OBJECTIVE: Without the pictures, can you quote each line below exactly?

GIVEN DATA:
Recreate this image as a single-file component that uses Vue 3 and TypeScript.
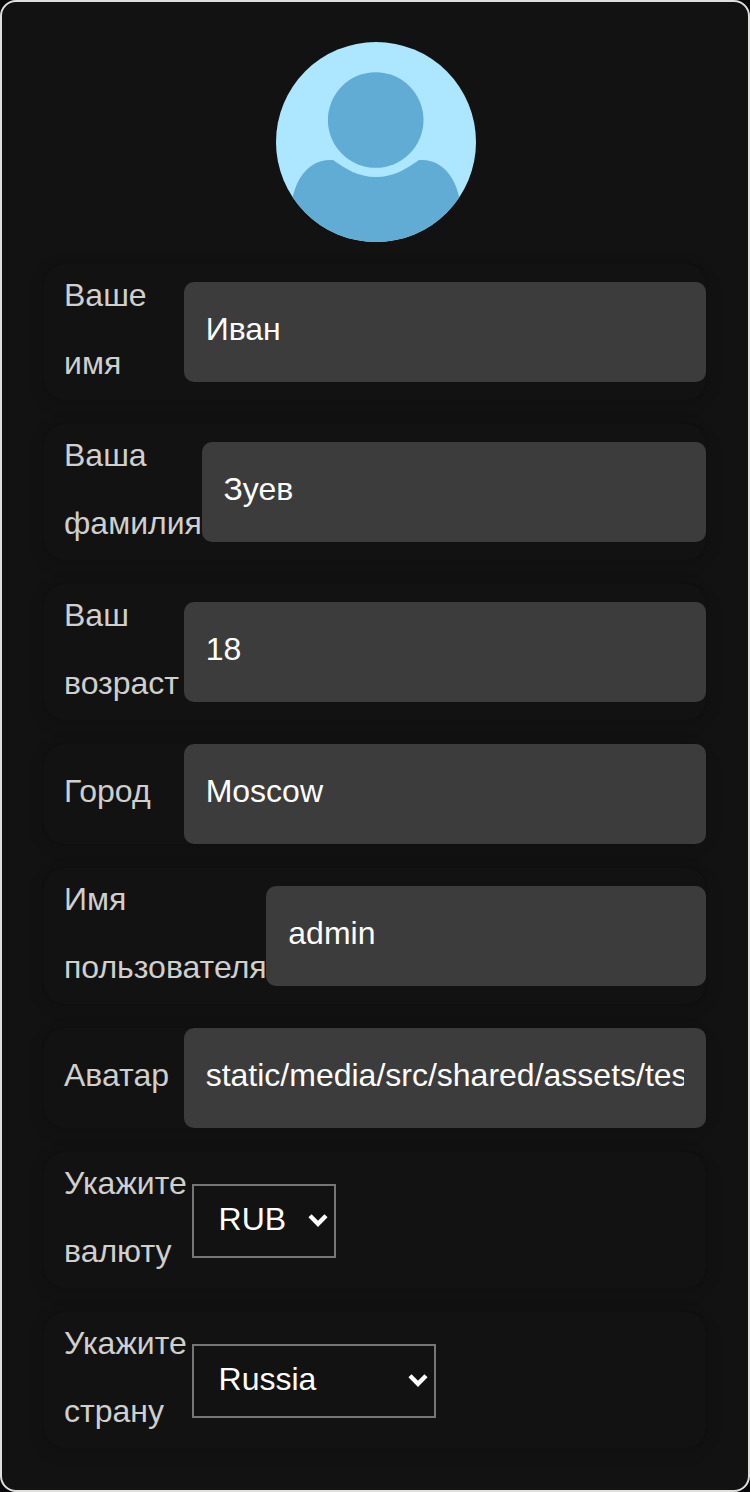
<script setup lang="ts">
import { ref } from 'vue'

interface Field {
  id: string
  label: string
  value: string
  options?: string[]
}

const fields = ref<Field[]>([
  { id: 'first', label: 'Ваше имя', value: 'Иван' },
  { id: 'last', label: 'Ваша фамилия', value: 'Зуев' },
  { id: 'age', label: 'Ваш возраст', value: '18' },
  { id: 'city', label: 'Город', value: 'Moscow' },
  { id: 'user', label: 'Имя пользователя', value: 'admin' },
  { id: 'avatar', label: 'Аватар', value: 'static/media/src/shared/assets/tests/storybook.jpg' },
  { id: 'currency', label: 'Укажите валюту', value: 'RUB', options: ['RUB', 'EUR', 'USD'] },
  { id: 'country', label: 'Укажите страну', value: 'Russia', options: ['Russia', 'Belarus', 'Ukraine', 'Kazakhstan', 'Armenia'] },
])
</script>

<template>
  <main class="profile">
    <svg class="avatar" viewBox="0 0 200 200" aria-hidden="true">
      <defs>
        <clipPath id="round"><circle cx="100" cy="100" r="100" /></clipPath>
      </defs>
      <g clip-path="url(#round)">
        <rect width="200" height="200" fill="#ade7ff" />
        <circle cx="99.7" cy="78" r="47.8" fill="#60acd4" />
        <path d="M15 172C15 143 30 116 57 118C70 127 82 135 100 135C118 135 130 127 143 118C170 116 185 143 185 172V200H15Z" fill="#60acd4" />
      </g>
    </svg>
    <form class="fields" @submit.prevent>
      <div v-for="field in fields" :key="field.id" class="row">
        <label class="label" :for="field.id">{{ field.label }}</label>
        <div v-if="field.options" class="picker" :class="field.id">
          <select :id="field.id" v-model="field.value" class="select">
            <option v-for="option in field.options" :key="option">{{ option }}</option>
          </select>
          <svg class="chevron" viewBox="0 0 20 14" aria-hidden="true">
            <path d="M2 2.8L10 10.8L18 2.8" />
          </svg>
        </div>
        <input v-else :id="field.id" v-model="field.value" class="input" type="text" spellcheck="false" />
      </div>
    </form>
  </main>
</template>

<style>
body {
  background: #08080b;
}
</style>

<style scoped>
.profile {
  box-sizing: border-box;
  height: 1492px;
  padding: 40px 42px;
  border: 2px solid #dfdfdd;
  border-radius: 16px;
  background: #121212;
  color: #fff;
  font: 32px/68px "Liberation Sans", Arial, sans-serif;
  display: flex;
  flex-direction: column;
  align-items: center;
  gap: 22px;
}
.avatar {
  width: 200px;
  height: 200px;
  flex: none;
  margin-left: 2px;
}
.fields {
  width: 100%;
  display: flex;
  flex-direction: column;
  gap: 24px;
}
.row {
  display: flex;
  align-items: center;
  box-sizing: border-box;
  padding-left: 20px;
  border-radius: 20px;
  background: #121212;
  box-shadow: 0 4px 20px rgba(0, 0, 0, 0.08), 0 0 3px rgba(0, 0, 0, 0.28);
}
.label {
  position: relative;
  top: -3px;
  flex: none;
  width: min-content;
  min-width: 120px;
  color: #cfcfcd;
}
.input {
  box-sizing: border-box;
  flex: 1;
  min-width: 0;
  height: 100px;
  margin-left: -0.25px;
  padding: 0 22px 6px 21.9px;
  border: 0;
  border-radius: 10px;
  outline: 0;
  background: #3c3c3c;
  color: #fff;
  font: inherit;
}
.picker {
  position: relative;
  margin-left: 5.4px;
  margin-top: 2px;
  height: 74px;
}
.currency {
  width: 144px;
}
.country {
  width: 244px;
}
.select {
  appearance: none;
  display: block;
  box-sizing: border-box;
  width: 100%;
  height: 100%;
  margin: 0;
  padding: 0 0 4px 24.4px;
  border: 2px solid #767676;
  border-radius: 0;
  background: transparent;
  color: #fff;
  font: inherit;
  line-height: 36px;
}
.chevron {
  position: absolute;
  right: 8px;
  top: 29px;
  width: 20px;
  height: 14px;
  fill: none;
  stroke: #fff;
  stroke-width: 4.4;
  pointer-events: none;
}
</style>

ANSWER TO THE EXERCISE:
Recreate this image as a single-file component that uses Vue 3 and TypeScript.
<script setup lang="ts">
import { ref } from 'vue'

interface Field {
  id: string
  label: string
  value: string
  options?: string[]
}

const fields = ref<Field[]>([
  { id: 'first', label: 'Ваше имя', value: 'Иван' },
  { id: 'last', label: 'Ваша фамилия', value: 'Зуев' },
  { id: 'age', label: 'Ваш возраст', value: '18' },
  { id: 'city', label: 'Город', value: 'Moscow' },
  { id: 'user', label: 'Имя пользователя', value: 'admin' },
  { id: 'avatar', label: 'Аватар', value: 'static/media/src/shared/assets/tests/storybook.jpg' },
  { id: 'currency', label: 'Укажите валюту', value: 'RUB', options: ['RUB', 'EUR', 'USD'] },
  { id: 'country', label: 'Укажите страну', value: 'Russia', options: ['Russia', 'Belarus', 'Ukraine', 'Kazakhstan', 'Armenia'] },
])
</script>

<template>
  <main class="profile">
    <svg class="avatar" viewBox="0 0 200 200" aria-hidden="true">
      <defs>
        <clipPath id="round"><circle cx="100" cy="100" r="100" /></clipPath>
      </defs>
      <g clip-path="url(#round)">
        <rect width="200" height="200" fill="#ade7ff" />
        <circle cx="99.7" cy="78" r="47.8" fill="#60acd4" />
        <path d="M15 172C15 143 30 116 57 118C70 127 82 135 100 135C118 135 130 127 143 118C170 116 185 143 185 172V200H15Z" fill="#60acd4" />
      </g>
    </svg>
    <form class="fields" @submit.prevent>
      <div v-for="field in fields" :key="field.id" class="row">
        <label class="label" :for="field.id">{{ field.label }}</label>
        <div v-if="field.options" class="picker" :class="field.id">
          <select :id="field.id" v-model="field.value" class="select">
            <option v-for="option in field.options" :key="option">{{ option }}</option>
          </select>
          <svg class="chevron" viewBox="0 0 20 14" aria-hidden="true">
            <path d="M2 2.8L10 10.8L18 2.8" />
          </svg>
        </div>
        <input v-else :id="field.id" v-model="field.value" class="input" type="text" spellcheck="false" />
      </div>
    </form>
  </main>
</template>

<style>
body {
  background: #08080b;
}
</style>

<style scoped>
.profile {
  box-sizing: border-box;
  height: 1492px;
  padding: 40px 42px;
  border: 2px solid #dfdfdd;
  border-radius: 16px;
  background: #121212;
  color: #fff;
  font: 32px/68px "Liberation Sans", Arial, sans-serif;
  display: flex;
  flex-direction: column;
  align-items: center;
  gap: 22px;
}
.avatar {
  width: 200px;
  height: 200px;
  flex: none;
  margin-left: 2px;
}
.fields {
  width: 100%;
  display: flex;
  flex-direction: column;
  gap: 24px;
}
.row {
  display: flex;
  align-items: center;
  box-sizing: border-box;
  padding-left: 20px;
  border-radius: 20px;
  background: #121212;
  box-shadow: 0 4px 20px rgba(0, 0, 0, 0.08), 0 0 3px rgba(0, 0, 0, 0.28);
}
.label {
  position: relative;
  top: -3px;
  flex: none;
  width: min-content;
  min-width: 120px;
  color: #cfcfcd;
}
.input {
  box-sizing: border-box;
  flex: 1;
  min-width: 0;
  height: 100px;
  margin-left: -0.25px;
  padding: 0 22px 6px 21.9px;
  border: 0;
  border-radius: 10px;
  outline: 0;
  background: #3c3c3c;
  color: #fff;
  font: inherit;
}
.picker {
  position: relative;
  margin-left: 5.4px;
  margin-top: 2px;
  height: 74px;
}
.currency {
  width: 144px;
}
.country {
  width: 244px;
}
.select {
  appearance: none;
  display: block;
  box-sizing: border-box;
  width: 100%;
  height: 100%;
  margin: 0;
  padding: 0 0 4px 24.4px;
  border: 2px solid #767676;
  border-radius: 0;
  background: transparent;
  color: #fff;
  font: inherit;
  line-height: 36px;
}
.chevron {
  position: absolute;
  right: 8px;
  top: 29px;
  width: 20px;
  height: 14px;
  fill: none;
  stroke: #fff;
  stroke-width: 4.4;
  pointer-events: none;
}
</style>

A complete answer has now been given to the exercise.